A poll of Massachusetts residents by Harvard’s School of Public Health and the Blue Cross Blue Shield of Massachusetts Foundation found that regular people in Massachusetts are remarkably well informed about the primary reasons their health care is so extremely expensive compared to health care in other industrialized countries.
According to the poll regular people correctly identified overcharging by the different industry providers as being the top reason why health care is so expensive. Drug companies charging too much was first with 77 percent calling it a major reason for high health care costs today. Insurance companies charging too much was second with 72 percent calling it a major reason, and hospitals charging too much was a fourth, with 63 percent calling it a major reason costs are high.
In addition regular people simply don’t buy the frankly silly idea that the problem is a lack of shopping around for bargains. Only 20 percent said people not shopping around for a lower price was a major reason for high costs. The idea that very ill patients or even healthy ones with relatively little power and a huge knowledge gap can reduce costs by being smart shoppers is absurd.

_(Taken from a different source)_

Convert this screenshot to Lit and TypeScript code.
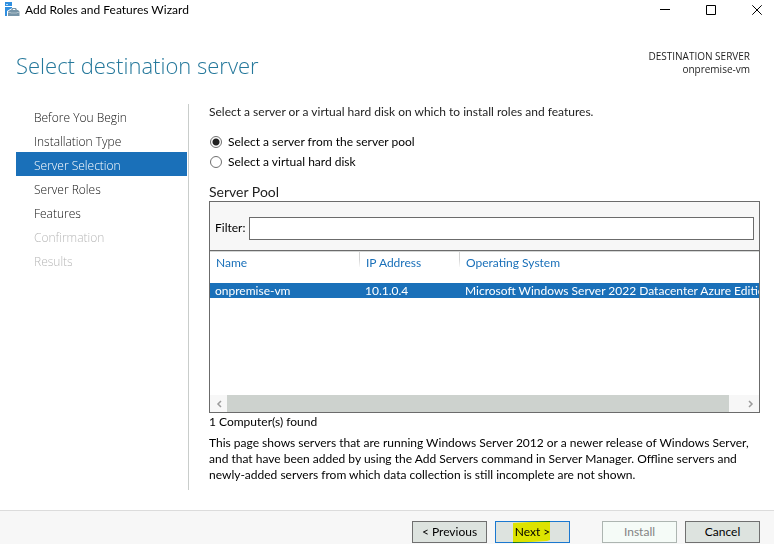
import { LitElement, html, css, svg } from "lit";
import { customElement, state } from "lit/decorators.js";
import { classMap } from "lit/directives/class-map.js";

type Step = { label: string; disabled?: boolean };

const STEPS: Step[] = [
  { label: "Before You Begin" },
  { label: "Installation Type" },
  { label: "Server Selection" },
  { label: "Server Roles" },
  { label: "Features" },
  { label: "Confirmation", disabled: true },
  { label: "Results", disabled: true },
];

const SERVERS = [
  {
    name: "onpremise-vm",
    ip: "10.1.0.4",
    os: "Microsoft Windows Server 2022 Datacenter Azure Edition",
  },
];

const wizardIcon = html`<svg class="app-icon" width="16" height="16" viewBox="0 0 16 16" aria-hidden="true">
  <path d="M0 0h7v4H0z M0 5h7v1L2 9v5H0z" fill="#2f8fe0" />
  <path d="M1 2h2v1H1z" fill="#b9dcf8" />
  <path d="M3 9.500 5 8h1l1-2h4l1 2h1l1.500 1.500V14H3z" fill="#7795a8" />
  <path d="M7.500 8 8.200 7h1.800L10.500 8z" fill="#fff" />
  <path d="M3 10.500h2.500v.5h6.500v-.5h2.500" fill="none" stroke="#c3d1d9" stroke-width="0.700" />
</svg>`;

const glyphs = {
  min: svg`<path d="M0 4.500h10" />`,
  max: svg`<path d="M.5.5h9v9h-9z" />`,
  close: svg`<path d="M.3.3l9.400 9.400M9.700.3.3 9.700" />`,
};

@customElement("app-root")
export class AppRoot extends LitElement {
  @state() private source = "pool";
  @state() private current = 2;

  static styles = css`
    :host {
      display: flex;
      flex-direction: column;
      min-height: 100vh;
      box-sizing: border-box;
      background: #fff;
      color: #1e1e1e;
      font: 12px/16px Lato, "Open Sans", sans-serif;
    }
    * { box-sizing: border-box; }
    button, input { font: inherit; color: inherit; margin: 0; }
    .titlebar {
      display: flex;
      align-items: center;
      height: 20px;
      padding-left: 5px;
      color: #000;
    }
    .title { flex: 1; padding-left: 4px; }
    .app-icon { display: block; }
    .window-controls { display: flex; gap: 12px; }
    .window-controls button {
      width: 34px;
      height: 18px;
      padding: 0;
      border: 0;
      background: none;
      display: grid;
      place-items: center;
    }
    .window-controls svg { fill: none; stroke: #000; display: block; }
    header {
      display: flex;
      justify-content: space-between;
      padding: 29px 24px 0 16px;
      height: 84px;
    }
    h1 {
      margin: 0;
      font-family: "Open Sans", "Noto Sans", sans-serif;
      font-size: 22px;
      line-height: 32px;
      font-weight: 300;
      color: #25789b;
    }
    .destination {
      text-align: right;
      font-family: "Open Sans", "Noto Sans", sans-serif;
      font-size: 10px;
      line-height: 13px;
      padding-top: 1px;
    }
    .body { flex: 1; display: flex; padding: 0 14px 20px 16px; }
    nav {
      width: 173px;
      flex: none;
      border-right: 1px solid #c9cdcb;
      padding-right: 1px;
    }
    nav ul { list-style: none; margin: 0; padding: 0; }
    nav a {
      display: block;
      height: 24px;
      line-height: 28px;
      padding-left: 18px;
      color: #111;
      font-family: "Open Sans", "Noto Sans", sans-serif;
      font-weight: 300;
      text-decoration: none;
    }
    nav a.current { background: #1a70b9; color: #fff; }
    nav a.disabled { color: #b8b8b8; }
    main { flex: 1; min-width: 0; padding-left: 20px; }
    p { margin: 0; }
    fieldset { border: 0; margin: 12px 0 0; padding: 0; }
    .radio { display: flex; align-items: center; height: 20px; color: #000; }
    .radio input {
      appearance: none;
      width: 12px;
      height: 12px;
      margin: 0 6px 0 1px;
      border: 1px solid #707070;
      border-radius: 50%;
      background: #fff;
    }
    .radio input:checked {
      background: radial-gradient(circle, #212121 3px, #fff 4px);
    }
    h2 { margin: 12px 0 0; font-size: 14px; line-height: 16px; padding-bottom: 1px; font-weight: 400; }
    .pool { border: 1px solid #6b6b6b; }
    .filter {
      display: flex;
      align-items: center;
      gap: 4px;
      height: 49px;
      padding: 4px 5px 0;
      background: #f7f7f7;
      border-bottom: 1px solid #6b6b6b;
      color: #000;
    }
    .filter input {
      flex: 1;
      min-width: 0;
      height: 23px;
      border: 1px solid #6b6b6b;
      background: #fff;
      padding: 0 4px;
    }
    .list { height: 144px; overflow: hidden; border-top: 1px solid #d4d6d5; }
    table { width: 100%; table-layout: fixed; border-collapse: collapse; }
    .col-name { width: 150px; }
    .col-ip { width: 100px; }
    th, td { padding: 0; text-align: left; font-weight: 400; white-space: nowrap; }
    th { height: 31px; vertical-align: top; color: #1a70b9; }
    th span {
      display: block;
      height: 15px;
      line-height: 22px;
      padding-left: 6px;
    }
    th:not(:last-child) span {
      border-right: 1px solid;
      border-image: linear-gradient(#d4d4d4 50%, #fff) 1;
    }
    td {
      height: 15px;
      line-height: 15px;
      padding-left: 5px;
      overflow: hidden;
      background: #1a70b9;
      color: #fff;
    }
    .scrollbar { display: flex; height: 17px; background: #f7f7f7; }
    .scrollbar button {
      width: 17px;
      padding: 0;
      border: 0;
      background: none;
      display: grid;
      place-items: center;
    }
    .scrollbar svg { fill: none; stroke: #9b9b9b; stroke-width: 1.500; }
    .thumb { flex: 1; background: #cdd2ce; margin-right: 13px; }
    .count { padding-top: 1px; color: #000; }
    .note { padding-top: 5px; color: #000; }
    footer {
      display: flex;
      justify-content: flex-end;
      gap: 8px;
      height: 34px;
      padding: 10px 14px 0 16px;
      background: #f7f7f7;
      border-top: 1px solid #dcdcdc;
    }
    footer button {
      position: relative;
      width: 75px;
      height: 22px;
      padding: 0;
      border: 1px solid #707070;
      background: #dde3df;
      color: #000;
    }
    footer .next { border-color: #1a78d0; margin-right: 24px; }
    footer button:disabled { background: #f5fbf7; border-color: #adb5b1; color: #838383; }
    .marker {
      position: absolute;
      left: 16px;
      top: -1px;
      mix-blend-mode: multiply;
    }
  `;

  private pickStep(e: Event, i: number) {
    e.preventDefault();
    if (!STEPS[i].disabled) this.current = i;
  }

  private radio(value: string, label: string) {
    return html`<label class="radio">
      <input type="radio" name="source" .checked=${this.source === value}
        @change=${() => (this.source = value)} />${label}
    </label>`;
  }

  private control(label: string, glyph: unknown) {
    return html`<button aria-label=${label}>
      <svg width="10" height="10" viewBox="0 0 10 10">${glyph}</svg>
    </button>`;
  }

  render() {
    return html`
      <div class="titlebar">
        ${wizardIcon}
        <span class="title">Add Roles and Features Wizard</span>
        <div class="window-controls">
          ${this.control("Minimize", glyphs.min)}
          ${this.control("Maximize", glyphs.max)}
          ${this.control("Close", glyphs.close)}
        </div>
      </div>
      <header>
        <h1>Select destination server</h1>
        <div class="destination">
          <div>DESTINATION SERVER</div>
          <div>onpremise-vm</div>
        </div>
      </header>
      <div class="body">
        <nav>
          <ul>
            ${STEPS.map((s, i) => html`<li>
              <a href="#" class=${classMap({ current: i === this.current, disabled: !!s.disabled })}
                aria-disabled=${s.disabled ? "true" : "false"}
                @click=${(e: Event) => this.pickStep(e, i)}>${s.label}</a>
            </li>`)}
          </ul>
        </nav>
        <main>
          <p>Select a server or a virtual hard disk on which to install roles and features.</p>
          <fieldset aria-label="Server source">
            ${this.radio("pool", "Select a server from the server pool")}
            ${this.radio("vhd", "Select a virtual hard disk")}
          </fieldset>
          <h2>Server Pool</h2>
          <section class="pool">
            <div class="filter">
              <label for="filter">Filter:</label>
              <input id="filter" type="text" />
            </div>
            <div class="list">
              <table>
                <colgroup><col class="col-name" /><col class="col-ip" /><col /></colgroup>
                <thead>
                  <tr>
                    <th><span>Name</span></th>
                    <th><span>IP Address</span></th>
                    <th><span>Operating System</span></th>
                  </tr>
                </thead>
                <tbody>
                  ${SERVERS.map((s) => html`<tr><td>${s.name}</td><td>${s.ip}</td><td>${s.os}</td></tr>`)}
                </tbody>
              </table>
            </div>
            <div class="scrollbar">
              <button aria-label="Scroll left">
                <svg width="6" height="8" viewBox="0 0 6 8"><path d="M5 1 2 4l3 3" /></svg>
              </button>
              <div class="thumb"></div>
              <button aria-label="Scroll right">
                <svg width="6" height="8" viewBox="0 0 6 8"><path d="M1 1l3 3-3 3" /></svg>
              </button>
            </div>
          </section>
          <p class="count">1 Computer(s) found</p>
          <p class="note">
            This page shows servers that are running Windows Server 2012 or a newer release of Windows Server,
            and that have been added by using the Add Servers command in Server Manager. Offline servers and
            newly-added servers from which data collection is still incomplete are not shown.
          </p>
        </main>
      </div>
      <footer>
        <button>&lt; Previous</button>
        <button class="next">
          Next &gt;
          <svg class="marker" width="40" height="22" viewBox="0 0 40 22" aria-hidden="true">
            <path d="M1 2 18 1 38 0v19l-3 1-16 1-18 1z" fill="#ffff00" />
          </svg>
        </button>
        <button disabled>Install</button>
        <button>Cancel</button>
      </footer>
    `;
  }
}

Unfortunately the Kaiser Health News, NPR, WMUR and the Harvard School of Public Health all worked to promote the myth that regular people are somehow mistaken. From the Kaiser Health News:
Q [WBUR's Martha Bebinger]: Respondents say the high cost of health care is either a crisis (25 percent) or a major problem (53 percent). Why does the public say health care costs are too high?
A [Pollster Robert Blendon, with Harvard's Kennedy School and the Harvard School of Public Health]: The main reasons were excessive charges by pharmaceutical firms, hospitals and insurers. There was less concern about the things experts always talk about: using too much high cost technology, going to expensive teaching hospitals or not shopping for care. The big takeaway here is that 74 percent of respondents want the state to take action.
These so called “experts” who think the real problem is people not shopping around and using more expensive teaching hospitals too often are either idiots, hacks or a combination of both.
The regular people are basically right, and that should be clear to anyone who does a simple international comparison. Americans pay way more for the exact same drugs or procedures compared to other first world countries like Japan, Canada, Germany, France, etc. The biggest problem is not that Americans are using dramatically more health care or not shopping enough; the big problem is simply that Americans are paying dramatically more than those in other nations with equal or better care for the health care they use.
It is good to see that despite a widespread campaign by industry paid-for “experts,” many media outlets and politicians in both parties, the people of Massachusetts haven’t been tricked into thinking the problem is they don’t have enough “skin in the game.”